#### Problem details
Take the material and output all of it exactly.

#### Records for this task

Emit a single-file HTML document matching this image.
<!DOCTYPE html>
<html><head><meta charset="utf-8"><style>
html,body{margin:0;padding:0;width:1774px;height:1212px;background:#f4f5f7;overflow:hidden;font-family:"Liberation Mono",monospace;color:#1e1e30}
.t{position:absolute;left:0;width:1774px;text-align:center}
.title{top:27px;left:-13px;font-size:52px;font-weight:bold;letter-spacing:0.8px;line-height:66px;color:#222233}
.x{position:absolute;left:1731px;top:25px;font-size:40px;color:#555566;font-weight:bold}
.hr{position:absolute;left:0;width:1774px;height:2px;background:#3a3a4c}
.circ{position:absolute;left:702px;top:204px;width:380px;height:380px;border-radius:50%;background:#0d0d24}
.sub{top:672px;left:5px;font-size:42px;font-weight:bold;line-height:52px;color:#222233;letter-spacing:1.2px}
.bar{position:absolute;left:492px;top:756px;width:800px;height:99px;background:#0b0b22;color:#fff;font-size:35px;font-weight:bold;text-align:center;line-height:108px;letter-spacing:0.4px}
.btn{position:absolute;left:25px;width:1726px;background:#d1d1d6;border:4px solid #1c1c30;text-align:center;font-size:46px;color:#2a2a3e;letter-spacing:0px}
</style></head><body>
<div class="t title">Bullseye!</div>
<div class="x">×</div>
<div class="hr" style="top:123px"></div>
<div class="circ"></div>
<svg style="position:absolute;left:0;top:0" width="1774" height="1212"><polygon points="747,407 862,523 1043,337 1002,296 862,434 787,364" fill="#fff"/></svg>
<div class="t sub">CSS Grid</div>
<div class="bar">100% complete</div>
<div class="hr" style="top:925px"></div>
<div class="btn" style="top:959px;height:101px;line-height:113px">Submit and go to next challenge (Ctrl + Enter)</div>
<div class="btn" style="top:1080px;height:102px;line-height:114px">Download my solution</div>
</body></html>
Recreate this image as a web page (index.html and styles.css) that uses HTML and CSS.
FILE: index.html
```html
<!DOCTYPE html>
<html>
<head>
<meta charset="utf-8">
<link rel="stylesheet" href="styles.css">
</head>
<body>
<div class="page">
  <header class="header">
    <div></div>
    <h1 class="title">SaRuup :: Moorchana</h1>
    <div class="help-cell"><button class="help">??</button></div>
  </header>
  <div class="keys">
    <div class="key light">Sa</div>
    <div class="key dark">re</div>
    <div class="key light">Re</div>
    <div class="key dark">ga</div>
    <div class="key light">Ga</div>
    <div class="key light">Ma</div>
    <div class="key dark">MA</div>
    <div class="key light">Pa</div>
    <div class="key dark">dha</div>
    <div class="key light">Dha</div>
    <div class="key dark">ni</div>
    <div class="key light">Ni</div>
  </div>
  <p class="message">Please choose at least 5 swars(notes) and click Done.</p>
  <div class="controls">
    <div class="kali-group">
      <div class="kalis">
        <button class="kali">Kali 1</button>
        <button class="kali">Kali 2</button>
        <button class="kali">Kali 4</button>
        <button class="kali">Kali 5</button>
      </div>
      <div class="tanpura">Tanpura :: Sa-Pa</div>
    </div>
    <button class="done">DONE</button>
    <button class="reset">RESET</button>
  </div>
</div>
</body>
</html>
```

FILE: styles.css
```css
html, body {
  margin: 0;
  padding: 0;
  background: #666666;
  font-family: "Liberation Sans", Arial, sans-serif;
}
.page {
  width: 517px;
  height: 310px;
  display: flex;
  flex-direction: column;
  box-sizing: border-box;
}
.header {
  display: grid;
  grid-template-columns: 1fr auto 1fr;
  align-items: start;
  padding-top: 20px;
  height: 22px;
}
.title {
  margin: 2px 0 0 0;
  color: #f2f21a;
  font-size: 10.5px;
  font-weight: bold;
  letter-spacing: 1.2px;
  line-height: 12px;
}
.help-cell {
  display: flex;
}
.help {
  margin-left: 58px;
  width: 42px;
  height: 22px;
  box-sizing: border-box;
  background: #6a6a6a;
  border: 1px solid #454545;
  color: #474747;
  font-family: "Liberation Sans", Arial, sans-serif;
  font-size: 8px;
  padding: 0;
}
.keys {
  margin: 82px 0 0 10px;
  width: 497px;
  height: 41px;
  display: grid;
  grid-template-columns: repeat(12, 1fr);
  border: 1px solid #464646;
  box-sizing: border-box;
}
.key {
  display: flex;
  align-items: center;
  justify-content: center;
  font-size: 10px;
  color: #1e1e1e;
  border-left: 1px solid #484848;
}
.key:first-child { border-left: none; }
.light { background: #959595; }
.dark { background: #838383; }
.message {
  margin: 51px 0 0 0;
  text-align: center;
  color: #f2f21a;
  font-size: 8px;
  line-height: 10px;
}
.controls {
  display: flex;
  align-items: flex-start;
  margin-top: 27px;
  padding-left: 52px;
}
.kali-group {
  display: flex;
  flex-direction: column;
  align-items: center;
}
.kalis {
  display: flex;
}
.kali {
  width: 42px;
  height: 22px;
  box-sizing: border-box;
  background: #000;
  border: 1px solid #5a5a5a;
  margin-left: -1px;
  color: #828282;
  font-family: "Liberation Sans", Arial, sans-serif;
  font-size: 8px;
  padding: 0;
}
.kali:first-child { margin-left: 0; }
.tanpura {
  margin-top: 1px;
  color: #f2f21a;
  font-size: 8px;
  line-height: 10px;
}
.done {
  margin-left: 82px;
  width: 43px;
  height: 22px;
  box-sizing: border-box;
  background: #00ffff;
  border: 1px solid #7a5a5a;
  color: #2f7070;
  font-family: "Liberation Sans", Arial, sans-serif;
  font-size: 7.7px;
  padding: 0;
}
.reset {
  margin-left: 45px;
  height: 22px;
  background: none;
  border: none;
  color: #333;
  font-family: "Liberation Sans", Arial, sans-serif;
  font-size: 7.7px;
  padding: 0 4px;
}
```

#### Exercise output
Emit a single-file HTML document matching this image.
<!DOCTYPE html>
<html><head><meta charset="utf-8"><style>
html,body{margin:0;padding:0;width:1774px;height:1212px;background:#f4f5f7;overflow:hidden;font-family:"Liberation Mono",monospace;color:#1e1e30}
.t{position:absolute;left:0;width:1774px;text-align:center}
.title{top:27px;left:-13px;font-size:52px;font-weight:bold;letter-spacing:0.8px;line-height:66px;color:#222233}
.x{position:absolute;left:1731px;top:25px;font-size:40px;color:#555566;font-weight:bold}
.hr{position:absolute;left:0;width:1774px;height:2px;background:#3a3a4c}
.circ{position:absolute;left:702px;top:204px;width:380px;height:380px;border-radius:50%;background:#0d0d24}
.sub{top:672px;left:5px;font-size:42px;font-weight:bold;line-height:52px;color:#222233;letter-spacing:1.2px}
.bar{position:absolute;left:492px;top:756px;width:800px;height:99px;background:#0b0b22;color:#fff;font-size:35px;font-weight:bold;text-align:center;line-height:108px;letter-spacing:0.4px}
.btn{position:absolute;left:25px;width:1726px;background:#d1d1d6;border:4px solid #1c1c30;text-align:center;font-size:46px;color:#2a2a3e;letter-spacing:0px}
</style></head><body>
<div class="t title">Bullseye!</div>
<div class="x">×</div>
<div class="hr" style="top:123px"></div>
<div class="circ"></div>
<svg style="position:absolute;left:0;top:0" width="1774" height="1212"><polygon points="747,407 862,523 1043,337 1002,296 862,434 787,364" fill="#fff"/></svg>
<div class="t sub">CSS Grid</div>
<div class="bar">100% complete</div>
<div class="hr" style="top:925px"></div>
<div class="btn" style="top:959px;height:101px;line-height:113px">Submit and go to next challenge (Ctrl + Enter)</div>
<div class="btn" style="top:1080px;height:102px;line-height:114px">Download my solution</div>
</body></html>
Recreate this image as a web page (index.html and styles.css) that uses HTML and CSS.
FILE: index.html
```html
<!DOCTYPE html>
<html>
<head>
<meta charset="utf-8">
<link rel="stylesheet" href="styles.css">
</head>
<body>
<div class="page">
  <header class="header">
    <div></div>
    <h1 class="title">SaRuup :: Moorchana</h1>
    <div class="help-cell"><button class="help">??</button></div>
  </header>
  <div class="keys">
    <div class="key light">Sa</div>
    <div class="key dark">re</div>
    <div class="key light">Re</div>
    <div class="key dark">ga</div>
    <div class="key light">Ga</div>
    <div class="key light">Ma</div>
    <div class="key dark">MA</div>
    <div class="key light">Pa</div>
    <div class="key dark">dha</div>
    <div class="key light">Dha</div>
    <div class="key dark">ni</div>
    <div class="key light">Ni</div>
  </div>
  <p class="message">Please choose at least 5 swars(notes) and click Done.</p>
  <div class="controls">
    <div class="kali-group">
      <div class="kalis">
        <button class="kali">Kali 1</button>
        <button class="kali">Kali 2</button>
        <button class="kali">Kali 4</button>
        <button class="kali">Kali 5</button>
      </div>
      <div class="tanpura">Tanpura :: Sa-Pa</div>
    </div>
    <button class="done">DONE</button>
    <button class="reset">RESET</button>
  </div>
</div>
</body>
</html>
```

FILE: styles.css
```css
html, body {
  margin: 0;
  padding: 0;
  background: #666666;
  font-family: "Liberation Sans", Arial, sans-serif;
}
.page {
  width: 517px;
  height: 310px;
  display: flex;
  flex-direction: column;
  box-sizing: border-box;
}
.header {
  display: grid;
  grid-template-columns: 1fr auto 1fr;
  align-items: start;
  padding-top: 20px;
  height: 22px;
}
.title {
  margin: 2px 0 0 0;
  color: #f2f21a;
  font-size: 10.5px;
  font-weight: bold;
  letter-spacing: 1.2px;
  line-height: 12px;
}
.help-cell {
  display: flex;
}
.help {
  margin-left: 58px;
  width: 42px;
  height: 22px;
  box-sizing: border-box;
  background: #6a6a6a;
  border: 1px solid #454545;
  color: #474747;
  font-family: "Liberation Sans", Arial, sans-serif;
  font-size: 8px;
  padding: 0;
}
.keys {
  margin: 82px 0 0 10px;
  width: 497px;
  height: 41px;
  display: grid;
  grid-template-columns: repeat(12, 1fr);
  border: 1px solid #464646;
  box-sizing: border-box;
}
.key {
  display: flex;
  align-items: center;
  justify-content: center;
  font-size: 10px;
  color: #1e1e1e;
  border-left: 1px solid #484848;
}
.key:first-child { border-left: none; }
.light { background: #959595; }
.dark { background: #838383; }
.message {
  margin: 51px 0 0 0;
  text-align: center;
  color: #f2f21a;
  font-size: 8px;
  line-height: 10px;
}
.controls {
  display: flex;
  align-items: flex-start;
  margin-top: 27px;
  padding-left: 52px;
}
.kali-group {
  display: flex;
  flex-direction: column;
  align-items: center;
}
.kalis {
  display: flex;
}
.kali {
  width: 42px;
  height: 22px;
  box-sizing: border-box;
  background: #000;
  border: 1px solid #5a5a5a;
  margin-left: -1px;
  color: #828282;
  font-family: "Liberation Sans", Arial, sans-serif;
  font-size: 8px;
  padding: 0;
}
.kali:first-child { margin-left: 0; }
.tanpura {
  margin-top: 1px;
  color: #f2f21a;
  font-size: 8px;
  line-height: 10px;
}
.done {
  margin-left: 82px;
  width: 43px;
  height: 22px;
  box-sizing: border-box;
  background: #00ffff;
  border: 1px solid #7a5a5a;
  color: #2f7070;
  font-family: "Liberation Sans", Arial, sans-serif;
  font-size: 7.7px;
  padding: 0;
}
.reset {
  margin-left: 45px;
  height: 22px;
  background: none;
  border: none;
  color: #333;
  font-family: "Liberation Sans", Arial, sans-serif;
  font-size: 7.7px;
  padding: 0 4px;
}
```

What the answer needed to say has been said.